◆ **What to do**
A single run of lines is to be printed exactly: starting at the line with "What React and" and ending at the line with "FaGithub, FaInstagram, FaTwitter", both included. Leave the pictures out.

Web page code records
=-=-=

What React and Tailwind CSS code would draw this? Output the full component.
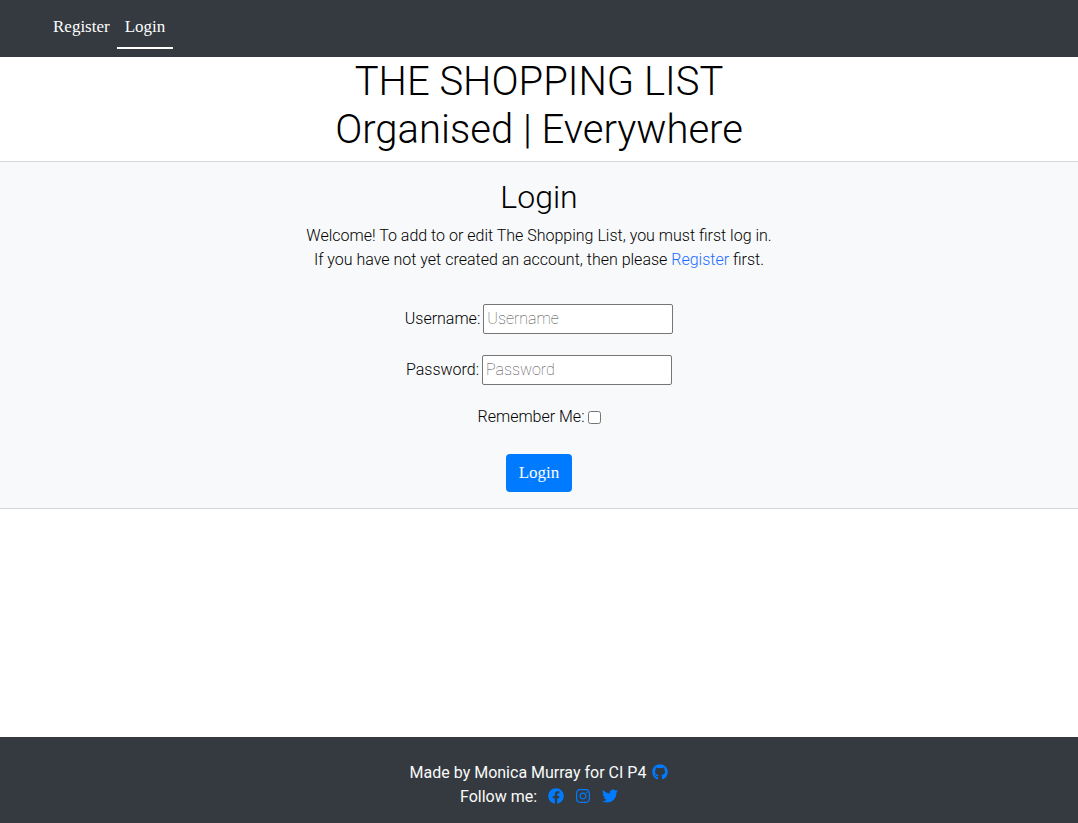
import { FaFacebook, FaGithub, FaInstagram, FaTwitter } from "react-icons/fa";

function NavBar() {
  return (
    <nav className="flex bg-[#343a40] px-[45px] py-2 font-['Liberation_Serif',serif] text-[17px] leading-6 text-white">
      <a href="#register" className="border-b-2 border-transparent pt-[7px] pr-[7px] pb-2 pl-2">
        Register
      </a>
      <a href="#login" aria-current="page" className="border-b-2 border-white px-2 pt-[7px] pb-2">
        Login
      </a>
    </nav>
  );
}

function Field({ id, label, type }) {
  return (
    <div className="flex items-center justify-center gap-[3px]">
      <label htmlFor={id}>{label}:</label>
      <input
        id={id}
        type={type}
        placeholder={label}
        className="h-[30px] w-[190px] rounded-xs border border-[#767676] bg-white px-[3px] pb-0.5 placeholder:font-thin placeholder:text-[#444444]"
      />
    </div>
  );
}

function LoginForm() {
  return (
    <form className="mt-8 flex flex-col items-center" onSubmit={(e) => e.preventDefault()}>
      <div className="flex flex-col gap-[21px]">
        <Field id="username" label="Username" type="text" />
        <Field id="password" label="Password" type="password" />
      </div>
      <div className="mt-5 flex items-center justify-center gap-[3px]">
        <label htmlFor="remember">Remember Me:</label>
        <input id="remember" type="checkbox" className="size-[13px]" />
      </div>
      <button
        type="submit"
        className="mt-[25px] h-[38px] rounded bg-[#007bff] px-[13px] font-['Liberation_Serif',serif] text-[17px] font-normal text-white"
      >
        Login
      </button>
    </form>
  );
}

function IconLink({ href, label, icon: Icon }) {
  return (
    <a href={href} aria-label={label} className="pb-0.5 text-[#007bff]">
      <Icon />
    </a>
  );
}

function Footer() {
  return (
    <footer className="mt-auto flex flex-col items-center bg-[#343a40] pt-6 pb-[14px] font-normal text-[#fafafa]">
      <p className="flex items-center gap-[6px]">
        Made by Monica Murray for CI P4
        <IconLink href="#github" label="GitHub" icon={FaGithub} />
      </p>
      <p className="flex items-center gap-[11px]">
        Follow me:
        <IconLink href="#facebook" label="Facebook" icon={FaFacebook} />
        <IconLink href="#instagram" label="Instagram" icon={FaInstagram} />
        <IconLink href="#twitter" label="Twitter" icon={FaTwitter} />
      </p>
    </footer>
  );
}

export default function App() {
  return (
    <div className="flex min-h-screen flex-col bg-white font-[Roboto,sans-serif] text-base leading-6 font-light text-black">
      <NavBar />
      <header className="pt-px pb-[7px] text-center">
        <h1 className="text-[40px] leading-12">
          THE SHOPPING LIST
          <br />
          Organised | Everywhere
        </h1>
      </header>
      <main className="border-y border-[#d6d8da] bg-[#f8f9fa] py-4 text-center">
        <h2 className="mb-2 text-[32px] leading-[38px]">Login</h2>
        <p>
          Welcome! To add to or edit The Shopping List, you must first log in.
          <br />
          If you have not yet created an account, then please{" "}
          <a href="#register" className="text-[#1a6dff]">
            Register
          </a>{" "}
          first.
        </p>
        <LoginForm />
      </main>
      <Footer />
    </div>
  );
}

=-=-=

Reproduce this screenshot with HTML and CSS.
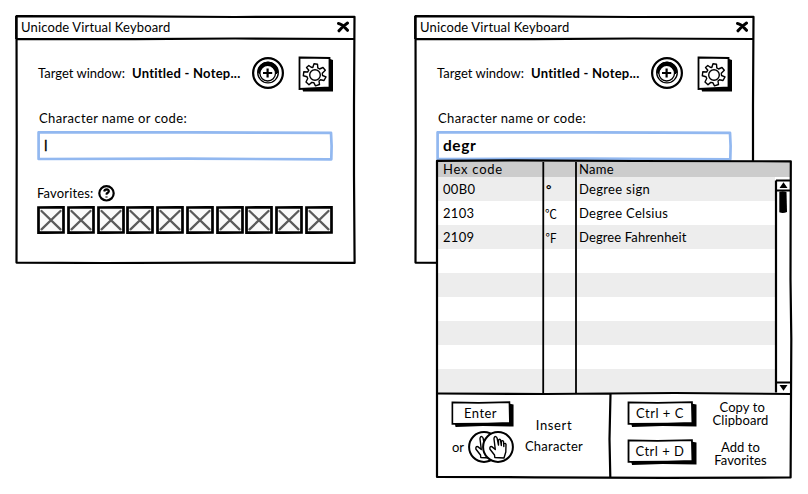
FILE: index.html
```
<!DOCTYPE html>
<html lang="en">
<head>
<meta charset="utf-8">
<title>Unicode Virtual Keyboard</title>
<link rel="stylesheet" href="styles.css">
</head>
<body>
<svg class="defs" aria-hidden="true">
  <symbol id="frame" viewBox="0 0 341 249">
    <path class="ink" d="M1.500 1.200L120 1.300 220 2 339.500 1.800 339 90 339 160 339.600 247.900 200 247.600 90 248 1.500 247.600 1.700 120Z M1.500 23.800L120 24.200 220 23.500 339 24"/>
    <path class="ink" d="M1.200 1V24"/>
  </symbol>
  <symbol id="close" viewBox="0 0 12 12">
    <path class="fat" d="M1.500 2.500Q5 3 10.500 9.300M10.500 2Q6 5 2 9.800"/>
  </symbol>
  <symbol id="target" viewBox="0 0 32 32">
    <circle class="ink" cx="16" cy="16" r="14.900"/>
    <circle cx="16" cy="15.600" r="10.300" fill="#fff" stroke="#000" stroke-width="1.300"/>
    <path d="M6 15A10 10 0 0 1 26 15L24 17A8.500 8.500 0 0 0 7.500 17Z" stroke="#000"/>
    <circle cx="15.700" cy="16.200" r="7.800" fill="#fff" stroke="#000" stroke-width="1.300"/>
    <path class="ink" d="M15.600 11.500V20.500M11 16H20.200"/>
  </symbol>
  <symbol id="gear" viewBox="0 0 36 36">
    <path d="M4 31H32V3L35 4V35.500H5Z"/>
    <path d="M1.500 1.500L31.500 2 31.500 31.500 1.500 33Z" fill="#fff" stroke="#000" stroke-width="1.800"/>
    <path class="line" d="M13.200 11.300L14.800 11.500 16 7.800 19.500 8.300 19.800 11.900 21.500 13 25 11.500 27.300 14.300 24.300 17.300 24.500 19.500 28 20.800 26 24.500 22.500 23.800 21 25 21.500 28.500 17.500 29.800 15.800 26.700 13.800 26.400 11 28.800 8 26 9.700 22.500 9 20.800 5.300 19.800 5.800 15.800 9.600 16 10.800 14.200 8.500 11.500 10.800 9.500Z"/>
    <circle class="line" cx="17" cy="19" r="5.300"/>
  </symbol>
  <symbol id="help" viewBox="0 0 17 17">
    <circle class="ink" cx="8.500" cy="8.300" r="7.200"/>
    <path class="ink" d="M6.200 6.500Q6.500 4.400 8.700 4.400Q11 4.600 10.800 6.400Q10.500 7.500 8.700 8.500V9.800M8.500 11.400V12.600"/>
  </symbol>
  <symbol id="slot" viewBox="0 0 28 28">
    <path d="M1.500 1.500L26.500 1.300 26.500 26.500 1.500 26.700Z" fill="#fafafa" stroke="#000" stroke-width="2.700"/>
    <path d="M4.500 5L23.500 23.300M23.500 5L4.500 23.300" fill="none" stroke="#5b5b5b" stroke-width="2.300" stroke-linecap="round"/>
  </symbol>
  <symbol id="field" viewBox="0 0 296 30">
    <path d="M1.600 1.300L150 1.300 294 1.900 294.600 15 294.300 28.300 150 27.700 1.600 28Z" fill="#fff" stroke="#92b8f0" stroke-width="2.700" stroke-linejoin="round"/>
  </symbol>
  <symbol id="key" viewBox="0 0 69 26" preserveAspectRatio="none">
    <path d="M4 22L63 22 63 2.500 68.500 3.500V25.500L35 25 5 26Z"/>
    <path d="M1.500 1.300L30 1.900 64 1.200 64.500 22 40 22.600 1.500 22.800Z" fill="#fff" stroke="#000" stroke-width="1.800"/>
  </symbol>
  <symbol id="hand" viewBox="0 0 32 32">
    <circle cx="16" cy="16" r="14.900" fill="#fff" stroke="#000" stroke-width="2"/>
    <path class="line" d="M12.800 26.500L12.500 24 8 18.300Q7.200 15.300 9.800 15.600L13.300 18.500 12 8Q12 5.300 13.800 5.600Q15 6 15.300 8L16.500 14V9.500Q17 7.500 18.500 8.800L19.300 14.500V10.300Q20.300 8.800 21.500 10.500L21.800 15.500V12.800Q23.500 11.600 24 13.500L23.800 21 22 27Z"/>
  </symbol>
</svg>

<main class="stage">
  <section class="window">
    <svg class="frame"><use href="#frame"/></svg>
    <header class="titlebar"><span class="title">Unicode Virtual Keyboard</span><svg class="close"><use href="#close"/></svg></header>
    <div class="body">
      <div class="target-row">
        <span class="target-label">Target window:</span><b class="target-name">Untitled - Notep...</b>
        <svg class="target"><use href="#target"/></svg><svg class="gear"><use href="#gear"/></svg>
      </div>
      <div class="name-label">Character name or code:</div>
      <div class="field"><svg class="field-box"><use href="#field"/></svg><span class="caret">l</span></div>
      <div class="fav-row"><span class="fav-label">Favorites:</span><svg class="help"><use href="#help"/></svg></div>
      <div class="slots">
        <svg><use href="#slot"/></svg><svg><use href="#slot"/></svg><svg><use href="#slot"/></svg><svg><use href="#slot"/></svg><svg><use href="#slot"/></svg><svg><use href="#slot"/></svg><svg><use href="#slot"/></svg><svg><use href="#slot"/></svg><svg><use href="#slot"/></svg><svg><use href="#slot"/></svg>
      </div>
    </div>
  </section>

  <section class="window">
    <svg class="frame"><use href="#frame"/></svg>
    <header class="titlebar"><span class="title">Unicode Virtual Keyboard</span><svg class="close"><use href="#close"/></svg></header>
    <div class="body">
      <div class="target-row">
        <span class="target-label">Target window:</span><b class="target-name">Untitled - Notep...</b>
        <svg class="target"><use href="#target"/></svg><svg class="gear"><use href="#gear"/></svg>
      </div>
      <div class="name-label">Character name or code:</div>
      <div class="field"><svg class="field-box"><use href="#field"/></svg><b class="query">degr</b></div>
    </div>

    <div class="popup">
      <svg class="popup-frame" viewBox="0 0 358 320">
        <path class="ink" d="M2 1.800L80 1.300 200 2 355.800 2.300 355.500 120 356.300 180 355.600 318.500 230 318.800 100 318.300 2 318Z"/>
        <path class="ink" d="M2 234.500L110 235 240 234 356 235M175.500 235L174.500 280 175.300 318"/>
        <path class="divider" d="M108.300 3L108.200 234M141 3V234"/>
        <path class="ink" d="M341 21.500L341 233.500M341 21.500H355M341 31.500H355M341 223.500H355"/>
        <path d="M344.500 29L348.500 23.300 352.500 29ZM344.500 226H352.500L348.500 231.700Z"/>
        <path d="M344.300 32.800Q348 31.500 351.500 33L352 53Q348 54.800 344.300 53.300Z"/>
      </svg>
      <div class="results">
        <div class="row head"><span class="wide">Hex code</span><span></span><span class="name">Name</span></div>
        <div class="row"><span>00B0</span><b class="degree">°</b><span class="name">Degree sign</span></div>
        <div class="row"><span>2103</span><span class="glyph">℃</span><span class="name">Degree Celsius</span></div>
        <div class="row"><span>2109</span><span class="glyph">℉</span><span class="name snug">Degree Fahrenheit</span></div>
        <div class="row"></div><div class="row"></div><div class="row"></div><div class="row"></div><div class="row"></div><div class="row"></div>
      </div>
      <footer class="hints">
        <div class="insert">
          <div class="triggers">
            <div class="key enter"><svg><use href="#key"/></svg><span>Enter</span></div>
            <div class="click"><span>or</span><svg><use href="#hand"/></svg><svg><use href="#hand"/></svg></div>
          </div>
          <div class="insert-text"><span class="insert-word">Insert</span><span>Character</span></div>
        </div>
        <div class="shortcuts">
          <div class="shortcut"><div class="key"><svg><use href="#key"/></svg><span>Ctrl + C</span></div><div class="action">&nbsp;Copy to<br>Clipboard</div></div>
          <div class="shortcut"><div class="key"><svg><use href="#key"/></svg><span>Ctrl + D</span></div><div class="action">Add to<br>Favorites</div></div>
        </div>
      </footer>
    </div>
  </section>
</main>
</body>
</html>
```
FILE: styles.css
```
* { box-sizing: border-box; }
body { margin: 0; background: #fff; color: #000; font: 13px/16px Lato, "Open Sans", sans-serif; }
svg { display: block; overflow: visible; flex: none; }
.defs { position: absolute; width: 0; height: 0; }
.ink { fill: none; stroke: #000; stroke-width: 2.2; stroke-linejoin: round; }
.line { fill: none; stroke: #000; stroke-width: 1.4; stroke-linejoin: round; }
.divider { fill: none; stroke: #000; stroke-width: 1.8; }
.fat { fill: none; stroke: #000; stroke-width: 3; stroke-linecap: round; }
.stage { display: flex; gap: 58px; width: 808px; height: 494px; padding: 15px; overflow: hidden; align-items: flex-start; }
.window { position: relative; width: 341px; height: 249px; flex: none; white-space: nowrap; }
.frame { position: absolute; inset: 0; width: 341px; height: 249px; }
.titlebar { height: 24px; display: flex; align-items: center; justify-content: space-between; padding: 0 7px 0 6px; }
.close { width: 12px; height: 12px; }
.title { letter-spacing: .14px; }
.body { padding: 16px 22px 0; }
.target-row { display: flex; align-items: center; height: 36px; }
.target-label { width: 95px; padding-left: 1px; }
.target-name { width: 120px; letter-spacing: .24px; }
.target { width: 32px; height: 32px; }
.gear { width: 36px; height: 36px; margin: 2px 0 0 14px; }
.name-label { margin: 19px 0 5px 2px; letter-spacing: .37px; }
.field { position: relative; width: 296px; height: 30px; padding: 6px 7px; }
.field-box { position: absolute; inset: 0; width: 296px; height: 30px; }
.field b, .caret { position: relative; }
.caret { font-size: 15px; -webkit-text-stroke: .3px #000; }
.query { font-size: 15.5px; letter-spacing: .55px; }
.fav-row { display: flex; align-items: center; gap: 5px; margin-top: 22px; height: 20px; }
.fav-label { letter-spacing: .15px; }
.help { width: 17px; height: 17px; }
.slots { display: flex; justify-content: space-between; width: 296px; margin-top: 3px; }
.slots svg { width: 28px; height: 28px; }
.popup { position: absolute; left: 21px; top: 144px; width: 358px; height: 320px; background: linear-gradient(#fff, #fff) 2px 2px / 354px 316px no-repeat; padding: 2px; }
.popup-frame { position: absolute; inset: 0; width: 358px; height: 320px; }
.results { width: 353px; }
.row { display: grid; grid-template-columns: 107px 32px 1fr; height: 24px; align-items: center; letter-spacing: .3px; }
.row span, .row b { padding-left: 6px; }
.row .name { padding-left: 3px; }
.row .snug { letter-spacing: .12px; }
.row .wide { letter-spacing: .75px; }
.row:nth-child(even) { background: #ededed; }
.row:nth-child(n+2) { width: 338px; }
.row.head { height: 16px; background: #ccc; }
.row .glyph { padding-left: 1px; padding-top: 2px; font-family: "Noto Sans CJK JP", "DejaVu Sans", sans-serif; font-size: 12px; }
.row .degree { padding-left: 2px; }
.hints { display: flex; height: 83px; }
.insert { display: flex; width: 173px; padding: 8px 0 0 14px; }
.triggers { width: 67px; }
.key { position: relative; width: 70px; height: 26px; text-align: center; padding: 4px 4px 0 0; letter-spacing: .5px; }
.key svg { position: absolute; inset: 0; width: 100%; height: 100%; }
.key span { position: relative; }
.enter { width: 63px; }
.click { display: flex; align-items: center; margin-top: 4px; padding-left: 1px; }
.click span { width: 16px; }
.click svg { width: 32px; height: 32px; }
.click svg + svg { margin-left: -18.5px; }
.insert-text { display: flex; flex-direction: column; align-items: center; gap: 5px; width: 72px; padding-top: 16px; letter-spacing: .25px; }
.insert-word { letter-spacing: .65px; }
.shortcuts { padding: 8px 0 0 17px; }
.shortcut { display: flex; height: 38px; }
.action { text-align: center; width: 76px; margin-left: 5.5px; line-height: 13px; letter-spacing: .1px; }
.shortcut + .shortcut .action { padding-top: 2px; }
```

=-=-=

◆ **Solution to this exercise**
What React and Tailwind CSS code would draw this? Output the full component.
import { FaFacebook, FaGithub, FaInstagram, FaTwitter } from "react-icons/fa";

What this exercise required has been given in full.